Nineteen members of the US Congress have written to Bahrain's king to call for the release of prominent human rights activist Nabeel Rajab, who is currently serving a three-month jail sentence for comments made on Twitter.
Rajab, the president of the Bahrain Centre for Human Rights (BCHR), appeared in court on Sunday in a separate case that relates to him calling for, and participating in, an "illegal gathering".
The verdict in the gathering case is due on August 16, according to Said Yousif from the BCHR.
The US politicians' letter, whose signatories include Senators Patrick Leahy and Ron Wyden, and Representative Keith Ellison, along with 17 other representatives, was sent on Friday to Bahrain’s King Hamad bin Isa Al Khalifa.

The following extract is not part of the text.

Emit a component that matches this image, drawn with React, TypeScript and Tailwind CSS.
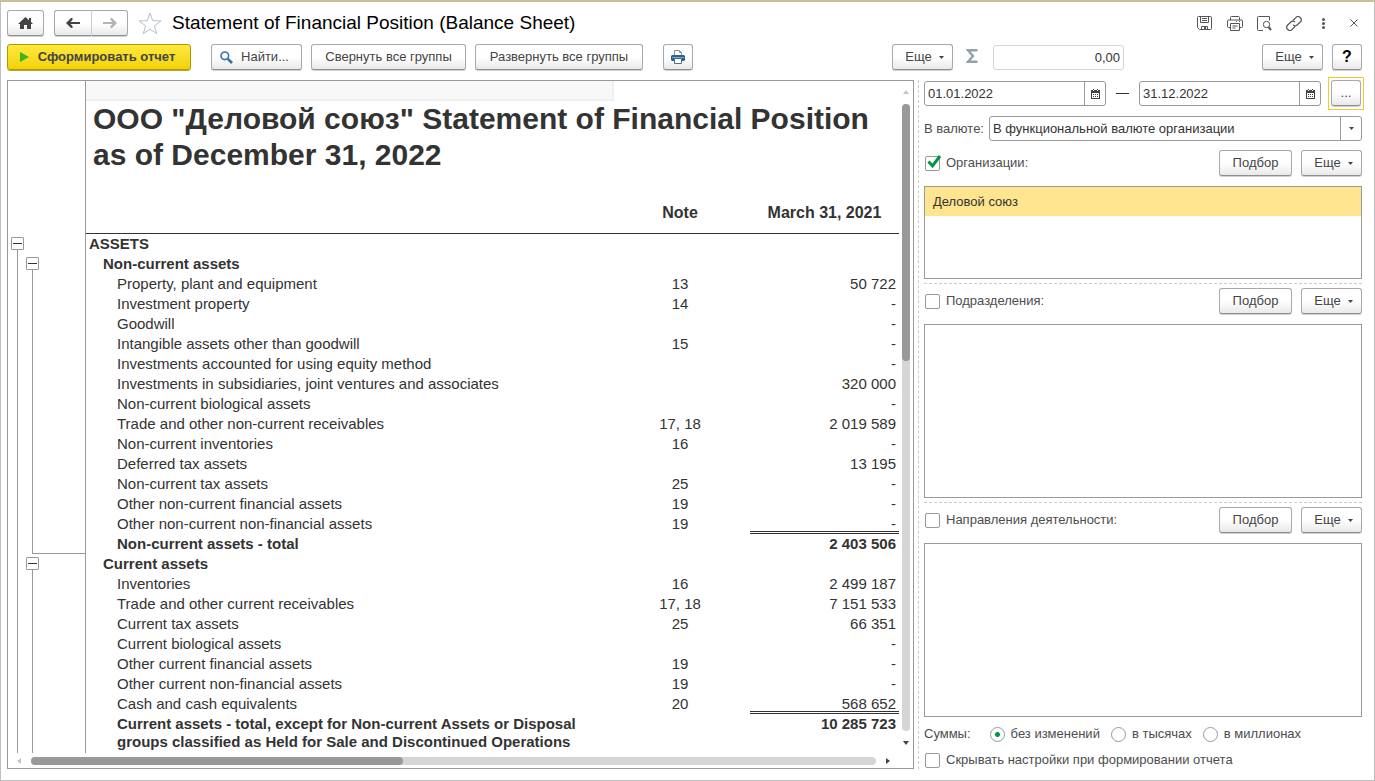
import React from "react";
import clsx from "clsx";

type Row = {
  title: string;
  note?: string;
  value?: string;
  level: 0 | 1 | 2;
  bold?: boolean;
  underlined?: boolean;
};

const rows: Row[] = [
  { title: "ASSETS", level: 0, bold: true },
  { title: "Non-current assets", level: 1, bold: true },
  { title: "Property, plant and equipment", note: "13", value: "50 722", level: 2 },
  { title: "Investment property", note: "14", value: "-", level: 2 },
  { title: "Goodwill", value: "-", level: 2 },
  { title: "Intangible assets other than goodwill", note: "15", value: "-", level: 2 },
  { title: "Investments accounted for using equity method", value: "-", level: 2 },
  { title: "Investments in subsidiaries, joint ventures and associates", value: "320 000", level: 2 },
  { title: "Non-current biological assets", value: "-", level: 2 },
  { title: "Trade and other non-current receivables", note: "17, 18", value: "2 019 589", level: 2 },
  { title: "Non-current inventories", note: "16", value: "-", level: 2 },
  { title: "Deferred tax assets", value: "13 195", level: 2 },
  { title: "Non-current tax assets", note: "25", value: "-", level: 2 },
  { title: "Other non-current financial assets", note: "19", value: "-", level: 2 },
  { title: "Other non-current non-financial assets", note: "19", value: "-", level: 2, underlined: true },
  { title: "Non-current assets - total", value: "2 403 506", level: 2, bold: true },
  { title: "Current assets", level: 1, bold: true },
  { title: "Inventories", note: "16", value: "2 499 187", level: 2 },
  { title: "Trade and other current receivables", note: "17, 18", value: "7 151 533", level: 2 },
  { title: "Current tax assets", note: "25", value: "66 351", level: 2 },
  { title: "Current biological assets", value: "-", level: 2 },
  { title: "Other current financial assets", note: "19", value: "-", level: 2 },
  { title: "Other current non-financial assets", note: "19", value: "-", level: 2 },
  { title: "Cash and cash equivalents", note: "20", value: "568 652", level: 2, underlined: true },
];

const Button = ({ className, children, ...props }: React.ComponentProps<"button">) => (
  <button
    type="button"
    className={clsx(
      "flex h-[26px] shrink-0 items-center justify-center rounded-[3px] border border-[#a9a9a9] border-b-[#8f8f8f] bg-linear-to-b from-white from-50% to-[#e9e9e9] whitespace-nowrap text-[#444] shadow-[0_1px_0_#d0d0d0]",
      className,
    )}
    {...props}
  >
    {children}
  </button>
);

const Caret = () => (
  <svg width="5" height="3" viewBox="0 0 5 3" fill="#444" aria-hidden="true">
    <path d="M0 0h5L2.5 3z" />
  </svg>
);

const MoreButton = () => (
  <Button className="w-[61px] gap-[7px] pl-1">
    Еще <Caret />
  </Button>
);

const CheckBox = ({ label, defaultChecked }: { label: string; defaultChecked?: boolean }) => (
  <label className="flex items-center gap-[5px]">
    <span className="relative flex px-px">
      <input
        type="checkbox"
        defaultChecked={defaultChecked}
        className="peer size-[15px] appearance-none rounded-[2px] border border-[#999] bg-white"
      />
      <svg
        className="pointer-events-none absolute -top-px left-[3px] hidden peer-checked:block"
        width="15"
        height="14"
        viewBox="0 0 15 14"
        fill="none"
        stroke="#009646"
        strokeWidth="3"
        aria-hidden="true"
      >
        <path d="M1.500 6.500l4 4.500L13 1" />
      </svg>
    </span>
    {label}
  </label>
);

const Radio = ({ label, defaultChecked }: { label: string; defaultChecked?: boolean }) => (
  <label className="flex items-center gap-[6px]">
    <input
      type="radio"
      name="amounts"
      defaultChecked={defaultChecked}
      className="size-[15px] appearance-none rounded-full border border-[#999] bg-white checked:bg-[radial-gradient(circle,#009646_2px,transparent_3px)]"
    />
    {label}
  </label>
);

const DateField = ({ label, value }: { label: string; value: string }) => (
  <div className="flex h-[25px] min-w-0 flex-1 rounded-[3px] border border-[#999]">
    <input
      type="text"
      aria-label={label}
      defaultValue={value}
      className="w-full min-w-0 flex-1 bg-transparent px-[3px] text-[#333] outline-none"
    />
    <button
      type="button"
      aria-label="Календарь"
      className="flex w-[21px] items-center justify-center border-l border-[#999]"
    >
      <svg width="9" height="10" viewBox="0 0 9 10" fill="#444" aria-hidden="true">
        <path d="M0 1h9v9H0zM1 4v5h7V4z" fillRule="evenodd" />
        <path d="M2 0h1v1H2zM6 0h1v1H6zM2 5h1v1H2zM4 5h1v1H4zM6 5h1v1H6zM2 7h1v1H2zM4 7h1v1H4zM6 7h1v1H6z" />
        <path d="M2 1h1v1H2zM6 1h1v1H6z" fill="#fff" />
      </svg>
    </button>
  </div>
);

const FilterSection = ({
  label,
  items = [],
  defaultChecked,
  className,
}: {
  label: string;
  items?: string[];
  defaultChecked?: boolean;
  className?: string;
}) => (
  <section className={clsx("flex flex-col", className)}>
    <div className="mb-[10px] flex items-center">
      <CheckBox label={label} defaultChecked={defaultChecked} />
      <Button className="ml-auto w-[73px]">Подбор</Button>
      <div className="ml-[9px]">
        <MoreButton />
      </div>
    </div>
    <ul className="flex-1 border border-[#999]">
      {items.map((item) => (
        <li key={item} className="bg-[#ffe58f] px-2 leading-[29px] text-[#333]">
          {item}
        </li>
      ))}
    </ul>
  </section>
);

const Collapse = ({ label }: { label: string }) => (
  <button
    type="button"
    aria-label={label}
    className="flex size-[13px] shrink-0 items-center justify-center rounded-[1px] border border-[#999]"
  >
    <span className="h-px w-[9px] bg-[#333]" />
  </button>
);

// brackets of the row groups, left of the report
const Outline = () => (
  <div className="flex w-[78px] shrink-0 border-r border-[#999] pl-[3px]">
    <div className="flex w-[15px] flex-col pt-[156px]">
      <Collapse label="ASSETS" />
      <div className="ml-[6px] flex-1 border-l border-[#999]" />
    </div>
    <div className="flex flex-1 flex-col pt-[176px]">
      <Collapse label="Non-current assets" />
      <div className="ml-[6px] h-[284px] border-b border-l border-[#999]" />
      <div className="h-[3px]" />
      <Collapse label="Current assets" />
      <div className="ml-[6px] flex-1 border-l border-[#999]" />
    </div>
  </div>
);

const Report = () => (
  <div className="min-w-0 flex-1">
    <div className="h-[20px] w-[528px] border-r-2 border-b-2 border-[#f0f0f0] bg-[#f8f8f8]" />
    <h2 className="pl-[7px] text-[30px] leading-[36px] font-bold">
      ООО "Деловой союз" Statement of Financial Position
      <br />
      as of December 31, 2022
    </h2>
    <table className="w-full table-fixed border-separate border-spacing-0 text-[15px] leading-5">
      <colgroup>
        <col />
        <col className="w-[140px]" />
        <col className="w-[149px]" />
      </colgroup>
      <thead>
        <tr className="h-[61px] align-bottom text-base leading-5">
          <td className="border-b border-[#333]" />
          <th className="border-b border-[#333] pb-[10px]">Note</th>
          <th className="border-b border-[#333] pb-[10px]">March 31, 2021</th>
        </tr>
      </thead>
      <tbody>
        {rows.map((row) => (
          <tr key={row.title} className={clsx("h-5", row.bold && "font-bold")}>
            <td
              className={clsx(
                row.level === 0 && "pl-[3px]",
                row.level === 1 && "pl-[17px]",
                row.level === 2 && "pl-[31px]",
              )}
            >
              {row.title}
            </td>
            <td className="text-center">{row.note}</td>
            <td
              className={clsx(
                "pr-[3px] text-right",
                row.underlined && "border-b-3 border-double border-[#333] pt-[2px] leading-[15px]",
              )}
            >
              {row.value}
            </td>
          </tr>
        ))}
        <tr className="align-top leading-[18px] font-bold">
          <td className="pt-px pl-[31px]">
            Current assets - total, except for Non-current Assets or Disposal
            <br />
            groups classified as Held for Sale and Discontinued Operations
          </td>
          <td />
          <td className="pt-px pr-[3px] text-right">10 285 723</td>
        </tr>
      </tbody>
    </table>
  </div>
);

const Toolbar = () => (
  <div className="flex items-start">
    <button
      type="button"
      className="flex h-[26px] w-[184px] items-center justify-center gap-[9px] rounded-[3px] border border-[#b09a00] bg-linear-to-b from-[#ffe93b] to-[#f2d200] pr-[3px] font-bold whitespace-nowrap text-[#444] shadow-[0_1px_0_#b5a642]"
    >
      <svg width="9" height="10" viewBox="0 0 9 10" fill="#3cb51f" aria-hidden="true">
        <path d="M0 0l9 5-9 5z" />
      </svg>
      Сформировать отчет
    </button>
    <Button className="ml-5 w-[91px] gap-2 pr-1">
      <svg width="13" height="13" viewBox="0 0 13 13" fill="none" stroke="#2e75a8" aria-hidden="true">
        <circle cx="4.800" cy="4.800" r="3.800" strokeWidth="1.600" />
        <path d="M7.800 7.800l4.200 4.200" strokeWidth="2.600" />
      </svg>
      Найти...
    </Button>
    <Button className="ml-[9px] w-[155px]">Свернуть все группы</Button>
    <Button className="ml-[9px] w-[168px]">Развернуть все группы</Button>
    <Button className="ml-5 w-[30px]" aria-label="Печать">
      <svg width="14" height="14" viewBox="0 0 14 14" aria-hidden="true">
        <path d="M3.500 6V.5h5l2 2V6" fill="#fff" stroke="#7f93a8" />
        <path d="M8.500.5v2h2" fill="none" stroke="#7f93a8" />
        <path d="M1 5h12l1 1v4l-1 1H1l-1-1V6z" fill="#2f618f" />
        <path d="M1 7h12v1H1z" fill="#7ea6c8" />
        <path d="M3.500 8.500h7v5h-7z" fill="#fff" stroke="#4a6f92" />
      </svg>
    </Button>
    <div className="ml-auto flex items-start">
      <MoreButton />
      <svg className="mt-[5px] ml-[13px]" width="12" height="14" viewBox="0 0 12 14" fill="none" stroke="#93a1ac" strokeWidth="2.400" aria-hidden="true">
        <path d="M11.500 1.200H2L7 7l-5 5.800h9.500" />
      </svg>
      <input
        type="text"
        aria-label="Сумма"
        defaultValue="0,00"
        className="mt-px ml-[15px] h-[25px] w-[131px] rounded-[3px] border border-[#d5d5d5] px-[3px] text-right text-[#333] outline-none"
      />
    </div>
    <div className="ml-[138px] flex gap-[9px]">
      <MoreButton />
      <Button className="w-[30px] text-base font-bold text-black">?</Button>
    </div>
  </div>
);

const TitleBar = () => (
  <header className="flex items-center">
    <Button className="h-[24px] w-[37px]" aria-label="Домой">
      <svg width="15" height="12" viewBox="0 0 15 12" fill="#444" aria-hidden="true">
        <path d="M7.500 0L11 3.200V1h2v4l2 2h-2v5H9V8H6v4H2V7H0z" />
      </svg>
    </Button>
    <div className="ml-[10px] flex">
      <Button className="h-[24px] w-[38px] rounded-r-none border-r-[#ccc]" aria-label="Назад">
        <svg width="14" height="10" viewBox="0 0 14 10" fill="#444" aria-hidden="true">
          <path d="M0 5L5 0h1.500v2L4.500 4H14v2H4.500l2 2v2H5z" />
        </svg>
      </Button>
      <Button className="h-[24px] w-[36px] rounded-l-none border-l-0" aria-label="Вперед">
        <svg width="14" height="10" viewBox="0 0 14 10" fill="#b3b3b3" aria-hidden="true">
          <path d="M14 5L9 0H7.500v2l2 2H0v2h9.500l-2 2v2H9z" />
        </svg>
      </Button>
    </div>
    <button type="button" className="ml-[10px]" aria-label="В избранное">
      <svg width="24" height="23" viewBox="0 0 24 23" fill="none" stroke="#b9bfc4" aria-hidden="true">
        <path d="M12 1l2.700 7.700 8.200.2-6.500 5 2.300 7.800L12 17l-6.700 4.700 2.300-7.800-6.500-5 8.200-.2z" />
      </svg>
    </button>
    <h1 className="ml-[10px] text-[19px] leading-6 text-black">
      Statement of Financial Position (Balance Sheet)
    </h1>
    <div className="ml-auto flex items-center pr-[4px]">
      <button type="button" aria-label="Сохранить">
        <svg width="15" height="14" viewBox="0 0 15 14" fill="none" stroke="#555" aria-hidden="true">
          <path d="M.5 1.500a1 1 0 0 1 1-1h12a1 1 0 0 1 1 1v11a1 1 0 0 1-1 1h-11l-2-2z" />
          <path d="M3.500.5v6h8v-6M5 2.500h5M5 4.500h5M4.500 13.500v-3h6v3" />
          <path d="M7 11h2v2H7z" fill="#555" stroke="none" />
        </svg>
      </button>
      <button type="button" className="ml-[15px]" aria-label="Печать">
        <svg width="16" height="15" viewBox="0 0 16 15" fill="none" stroke="#555" aria-hidden="true">
          <path d="M3.500 4V1.500a1 1 0 0 1 1-1h7a1 1 0 0 1 1 1V4M3.500 11.500h-2a1 1 0 0 1-1-1V5a1 1 0 0 1 1-1h13a1 1 0 0 1 1 1v5.500a1 1 0 0 1-1 1h-2" />
          <path d="M3.500 7.500h9v7h-9zM5.500 10h5M5.500 12h3M9 5.500h1M12 5.500h1" />
        </svg>
      </button>
      <button type="button" className="ml-[14px]" aria-label="Просмотр">
        <svg width="15" height="15" viewBox="0 0 15 15" fill="none" stroke="#555" aria-hidden="true">
          <path d="M6 14.500H1.500a1 1 0 0 1-1-1v-12a1 1 0 0 1 1-1h11v4" />
          <circle cx="9.500" cy="8.500" r="3.200" />
          <path d="M11.500 11l2.500 3" strokeWidth="2" />
        </svg>
      </button>
      <button type="button" className="ml-[14px]" aria-label="Ссылка">
        <svg width="16" height="15" viewBox="0 0 16 15" fill="none" stroke="#555" strokeWidth="1.200" aria-hidden="true">
          <path d="M7 4.500l2.800-2.900a3 3 0 0 1 4.500 4.400l-3.500 3.300a2.500 2.500 0 0 1-3.800-.5" />
          <path d="M9 10.500l-2.800 2.900A3 3 0 0 1 1.700 9l3.500-3.300a2.500 2.500 0 0 1 3.800.5" />
        </svg>
      </button>
      <button type="button" className="ml-[20px]" aria-label="Меню">
        <svg width="3" height="11" viewBox="0 0 3 11" fill="#555" aria-hidden="true">
          <circle cx="1.500" cy="1.500" r="1.500" />
          <circle cx="1.500" cy="5.500" r="1.500" />
          <circle cx="1.500" cy="9.500" r="1.500" />
        </svg>
      </button>
      <button type="button" className="ml-[25px]" aria-label="Закрыть">
        <svg width="8" height="8" viewBox="0 0 8 8" stroke="#555" aria-hidden="true">
          <path d="M.5.5l7 7M7.500.5l-7 7" />
        </svg>
      </button>
    </div>
  </header>
);

const Settings = () => (
  <aside className="flex w-[438px] shrink-0 flex-col">
    <div className="flex items-start">
      <div className="mt-px flex min-w-0 flex-1 items-center">
        <DateField label="Начало периода" value="01.01.2022" />
        <span className="mx-[10px] h-px w-[13px] bg-[#333]" />
        <DateField label="Конец периода" value="31.12.2022" />
      </div>
      <div className="-mt-[3px] -mr-[2px] ml-[7px] border border-[#f5c92b] p-[2px] pb-[3px]">
        <Button className="w-[30px]" aria-label="Выбрать период">
          ...
        </Button>
      </div>
    </div>
    <div className="mt-[6px] flex items-center gap-[5px]">
      <label htmlFor="currency">В валюте:</label>
      <div className="relative h-[25px] flex-1 rounded-[3px] border border-[#999]">
        <select id="currency" className="size-full appearance-none bg-transparent px-[3px] pr-6 text-[#333] outline-none">
          <option>В функциональной валюте организации</option>
        </select>
        <span className="pointer-events-none absolute inset-y-0 right-0 flex w-[21px] items-center justify-center border-l border-[#999]">
          <Caret />
        </span>
      </div>
    </div>
    <FilterSection
      label="Организации:"
      items={["Деловой союз"]}
      defaultChecked
      className="mt-[9px] h-[129px] shrink-0"
    />
    <hr className="mt-[4px] border-dashed border-[#ccc]" />
    <FilterSection label="Подразделения:" className="mt-[4px] flex-1" />
    <hr className="mt-[4px] border-dashed border-[#ccc]" />
    <FilterSection label="Направления деятельности:" className="mt-[4px] flex-1" />
    <fieldset className="mt-[7px] flex items-center gap-[11px]">
      <legend className="float-left mr-[8px]">Суммы:</legend>
      <Radio label="без изменений" defaultChecked />
      <Radio label="в тысячах" />
      <Radio label="в миллионах" />
    </fieldset>
    <div className="mt-[7px] leading-[18px]">
      <CheckBox label="Скрывать настройки при формировании отчета" />
    </div>
  </aside>
);

export default function App() {
  return (
    <div className="flex min-h-screen flex-col border border-[#bfbfbf] bg-white pr-[12px] pb-[11px] pl-[6px] font-['Liberation_Sans',Arial,sans-serif] text-[13px] leading-5 text-[#4d4d4d]">
      <div className="-mr-[12px] -ml-[6px] h-px bg-[#d1bf6b]" />
      <div className="mt-2">
        <TitleBar />
      </div>
      <div className="mt-2">
        <Toolbar />
      </div>
      <main className="mt-[10px] flex flex-1">
        <div className="flex min-w-0 flex-1 flex-col border border-[#999] text-[#333]">
          <div className="flex flex-1">
            <Outline />
            <Report />
            <div className="flex w-[14px] shrink-0 flex-col items-center pt-[9px]">
              <svg width="6" height="4" viewBox="0 0 6 4" fill="#c4c4c4" aria-hidden="true">
                <path d="M3 0l3 4H0z" />
              </svg>
              <div className="mt-[10px] mb-[10px] w-[8px] flex-1 rounded-full bg-[#d5d5d5]">
                <div className="h-[41%] rounded-full bg-[#999]" />
              </div>
              <svg className="mb-[8px]" width="6" height="4" viewBox="0 0 6 4" fill="#444" aria-hidden="true">
                <path d="M0 0h6L3 4z" />
              </svg>
            </div>
          </div>
          <div className="flex h-[15px] items-center pr-[23px] pl-[9px]">
            <svg width="4" height="6" viewBox="0 0 4 6" fill="#c4c4c4" aria-hidden="true">
              <path d="M4 0v6L0 3z" />
            </svg>
            <div className="mx-[10px] h-[8px] flex-1 rounded-full bg-[#d5d5d5]">
              <div className="h-full w-[44%] rounded-full bg-[#999]" />
            </div>
            <svg width="4" height="6" viewBox="0 0 4 6" fill="#444" aria-hidden="true">
              <path d="M0 0v6l4-3z" />
            </svg>
          </div>
        </div>
        <div className="mr-[5px] ml-[4px] border-l border-dashed border-[#ccc]" />
        <Settings />
      </main>
    </div>
  );
}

The politicians acknowledge that the government has made "positive" reforms since protests calling for democracy began last year, but they also said Rajab's prosecution runs "counter to the government's assurances that individuals will not be prosecuted for peaceful political speech".
"We therefore respectfully urge the government to unconditionally and immediately release all Bahrainis being held for crimes related to freedom of expression," it concludes.
On Saturday, Sumaya Rajab, the wife of Nabeel Rajab, also wrote a letter to the governments of the US and the UK asking for their support.
In the letter, Rajab wrote that the government has "fabricated a number of cases" against her husband in revenge for his rights work.
"We, as the family of Nabeel Rajab, plead to you and plead to the UN and all international human rights organisations and institutions to demand from the Bahraini authorities that Nabeel Rajab should be released," she wrote.
Several other prominent rights groups, including US-based Human Rights First, have also called for his release.
A report by the state-run Bahrain News Agency said that Rajab was sentenced to three months for "insulting Muharraq [an area near the capital Manama] people on his Twitter account".
"A group of people from Muharraq lodged a complaint against the defendant [Rajab] for tarnishing their reputation and casting doubt on their patriotism," Chief Prosecutor Nayef Yusuf Mahmoud was quoted as saying.
The Gulf island's ruling monarchy is a close ally of Washington and home to the US navy's Fifth Fleet.